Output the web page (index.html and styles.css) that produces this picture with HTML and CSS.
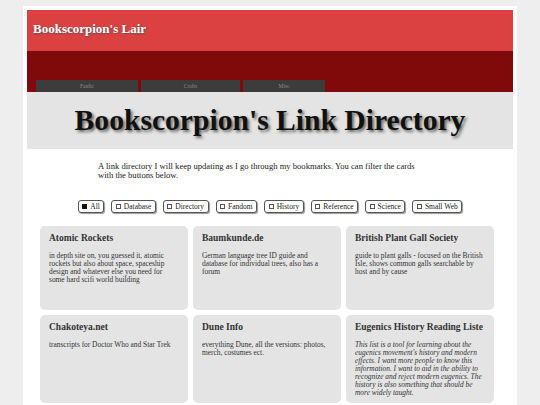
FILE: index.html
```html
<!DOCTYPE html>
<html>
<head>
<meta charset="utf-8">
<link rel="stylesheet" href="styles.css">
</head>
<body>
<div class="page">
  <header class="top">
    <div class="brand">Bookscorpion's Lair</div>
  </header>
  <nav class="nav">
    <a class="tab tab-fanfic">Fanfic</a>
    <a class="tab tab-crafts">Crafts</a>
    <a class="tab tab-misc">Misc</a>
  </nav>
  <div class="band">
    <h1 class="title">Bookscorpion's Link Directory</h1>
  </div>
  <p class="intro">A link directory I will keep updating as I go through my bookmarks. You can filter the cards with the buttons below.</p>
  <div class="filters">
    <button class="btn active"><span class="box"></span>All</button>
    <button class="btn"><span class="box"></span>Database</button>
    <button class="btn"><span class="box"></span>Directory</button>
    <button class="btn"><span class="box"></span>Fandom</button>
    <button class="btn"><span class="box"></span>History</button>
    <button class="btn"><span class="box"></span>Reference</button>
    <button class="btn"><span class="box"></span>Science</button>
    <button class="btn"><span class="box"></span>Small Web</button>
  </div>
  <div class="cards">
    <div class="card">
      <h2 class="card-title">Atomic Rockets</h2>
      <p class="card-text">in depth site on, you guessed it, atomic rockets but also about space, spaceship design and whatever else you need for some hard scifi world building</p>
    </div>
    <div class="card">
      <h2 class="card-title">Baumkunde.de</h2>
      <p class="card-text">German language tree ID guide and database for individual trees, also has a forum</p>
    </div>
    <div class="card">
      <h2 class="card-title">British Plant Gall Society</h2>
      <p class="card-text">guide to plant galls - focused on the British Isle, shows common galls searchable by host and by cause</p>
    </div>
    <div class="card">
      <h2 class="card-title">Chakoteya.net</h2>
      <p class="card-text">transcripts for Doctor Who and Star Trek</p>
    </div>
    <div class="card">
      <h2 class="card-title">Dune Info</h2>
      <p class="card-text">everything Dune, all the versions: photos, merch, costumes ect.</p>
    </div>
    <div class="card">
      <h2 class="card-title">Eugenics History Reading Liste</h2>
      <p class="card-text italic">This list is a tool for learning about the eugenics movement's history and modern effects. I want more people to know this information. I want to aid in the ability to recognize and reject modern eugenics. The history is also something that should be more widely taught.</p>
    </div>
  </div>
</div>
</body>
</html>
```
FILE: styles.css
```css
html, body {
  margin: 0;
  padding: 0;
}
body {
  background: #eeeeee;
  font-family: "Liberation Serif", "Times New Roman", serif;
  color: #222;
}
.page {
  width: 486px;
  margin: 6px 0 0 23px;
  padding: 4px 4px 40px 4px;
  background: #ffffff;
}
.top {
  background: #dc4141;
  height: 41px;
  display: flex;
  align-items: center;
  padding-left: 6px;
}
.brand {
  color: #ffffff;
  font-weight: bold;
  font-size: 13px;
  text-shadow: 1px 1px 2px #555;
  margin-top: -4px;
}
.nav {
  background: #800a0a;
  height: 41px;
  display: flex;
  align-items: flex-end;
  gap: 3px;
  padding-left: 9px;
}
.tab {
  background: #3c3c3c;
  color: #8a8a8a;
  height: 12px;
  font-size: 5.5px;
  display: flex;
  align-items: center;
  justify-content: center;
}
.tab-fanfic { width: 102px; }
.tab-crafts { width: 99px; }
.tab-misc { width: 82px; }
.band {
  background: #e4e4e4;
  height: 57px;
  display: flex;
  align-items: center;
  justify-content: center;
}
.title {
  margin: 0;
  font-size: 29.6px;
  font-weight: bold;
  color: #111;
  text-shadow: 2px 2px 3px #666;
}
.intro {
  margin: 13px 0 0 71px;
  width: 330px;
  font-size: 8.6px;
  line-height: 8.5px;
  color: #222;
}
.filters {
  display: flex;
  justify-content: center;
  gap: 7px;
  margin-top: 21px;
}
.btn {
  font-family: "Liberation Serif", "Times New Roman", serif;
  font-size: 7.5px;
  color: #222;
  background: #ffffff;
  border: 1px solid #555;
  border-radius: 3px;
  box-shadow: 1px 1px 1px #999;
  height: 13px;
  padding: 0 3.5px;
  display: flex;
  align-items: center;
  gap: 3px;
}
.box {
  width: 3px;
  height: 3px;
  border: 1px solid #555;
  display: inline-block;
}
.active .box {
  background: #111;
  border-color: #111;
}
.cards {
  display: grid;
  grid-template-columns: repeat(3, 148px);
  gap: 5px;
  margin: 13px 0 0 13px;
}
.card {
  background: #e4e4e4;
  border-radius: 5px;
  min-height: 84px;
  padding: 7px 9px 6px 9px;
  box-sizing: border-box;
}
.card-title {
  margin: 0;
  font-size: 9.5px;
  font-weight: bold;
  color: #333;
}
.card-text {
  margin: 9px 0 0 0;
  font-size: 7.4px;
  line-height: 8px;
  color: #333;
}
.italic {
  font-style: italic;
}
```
::::::
Using the listing above, pick out each line that contains the word "this", then copy it.

Output the web page (index.html and styles.css) that produces this picture with HTML and CSS.
      <p class="card-text italic">This list is a tool for learning about the eugenics movement's history and modern effects. I want more people to know this information. I want to aid in the ability to recognize and reject modern eugenics. The history is also something that should be more widely taught.</p>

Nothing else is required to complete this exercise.